Theoretical unification via measure-theoretic formalism and abstraction over types of logic (Boolean, fuzzy, probabilistic) is enhancing the cohesiveness of the field (Smet et al., 15 Jul 2025). Future research is directed toward:

• Unified, efficient software stacks that combine deep learning with tractable, general-purpose symbolic reasoning engines (Wan et al., 2 Jan 2024).
• Novel hardware architectures optimized for heterogeneous and symbolic operations (Maene et al., 15 Oct 2024).
• More expressive symbolic modules (temporal logics, automata-based reasoning, abstraction logics) for sequential and safety-critical domains (Manginas et al., 10 Dec 2024, Sheth et al., 2023).

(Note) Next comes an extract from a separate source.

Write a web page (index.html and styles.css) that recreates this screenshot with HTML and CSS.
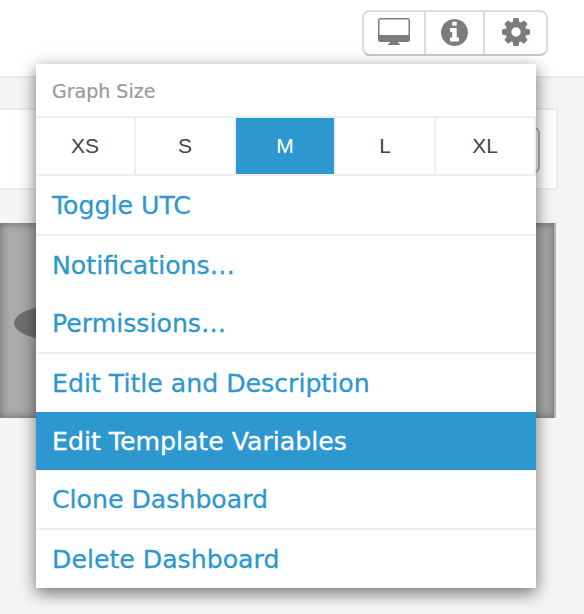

• Systematic, challenging benchmarks for compositionality, counterfactual reasoning, and cognitive-level collaboration (Wan et al., 2 Jan 2024).
• Domain-specific and multimodal adaptation, enabling reliable and explainable AI in fields such as healthcare, autonomous systems, and defense (Piplai et al., 2023, Hagos et al., 17 Aug 2024, Hossain et al., 23 Mar 2025).

Neurosymbolic AI, by design, is moving toward architectures that are robust, scalable, interpretable, and capable of harmonizing data-driven learning with formal reasoning—addressing both the technical and societal demands of next-generation machine intelligence.